The result that I want should be... like this : [0, 1, 3, 4, 6, 7, 10, 11, 12]

Following is my naive attempts to do this.

Following is my naive attempts to do this.

def seg(mylist) :
    Segments = []
    for a in range(len(mylist)-1) :
        for index, value in enumerate (mylist) :
            if mylist[a][0] == 1 :
                if abs(mylist[a][1] - mylist[a+1][1]) <= 2 :
                    if (abs(mylist[a][2] - mylist[a+1][2]) <= 10 or 
                        abs(mylist[a][3] - mylist[a+1][3]) <= 10) :
                        Segments.append(index)
return Segments

or

def seg(mylist) :
    Segments= []
    for index, value in enumerate(mylist) :
        for a in range(len(mylist)-1) :
            if mylist[a][0] == 1 :
                try :
                    if abs(mylist[a][1]-mylist[a+1][1]) <= 2 :
                        if (abs(mylist[a][2]-mylist[a+1][2]) <= 10 or
                            abs(mylist[a][3] - mylist[a+1][3]) <= 10) :
                            Segments.append(index)
                except IndexError :
                    if abs(mylist[a][1]-mylist[a+1][1]) <= 2 :
                        if (abs(mylist[a][2]-mylist[a+1][2]) <= 10 or
                            abs(mylist[a][3] - mylist[a+1][3]) <= 10):
                            Segments.append(index)
return Segments

These codes don't look nice at all, and result are not showing as that I intended to.

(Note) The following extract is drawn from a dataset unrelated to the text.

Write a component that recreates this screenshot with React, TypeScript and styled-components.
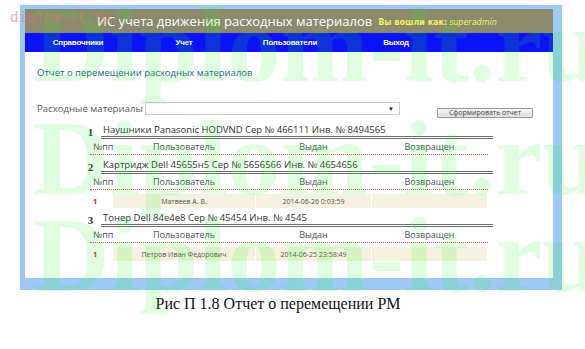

In the bottom one, I wrote try and except to handle index error(list out of range), initially I used 'while' iteration instead of 'for' iteration.

What should I do to get result that I wanted to? How can I correct those codes to look like more 'pythonic' way? Any idea would be great for me, and many thanks in advance.

回答1:

You will have to catch the duplicate indexes but this should be a lot more efficient:

gr = []
it = iter(mylst)
prev = next(it)

for ind, ele in enumerate(it):
    if ele[0] == prev[0] and abs(ele[1] - prev[1]) <= 2:
        if any(abs(ele[i] - prev[i]) < 10 for i in (2, 3)):
            gr.extend((ind, ind+1))
    prev = ele

Based on your logic 6 and 7 should not appear as they don't meet the criteria:

     [2, 346, 953, 995, 43], 
     [3, 346, 967, 1084, 118], 

Also for 10 to appear it should be <= 2 not < 2 as per your description.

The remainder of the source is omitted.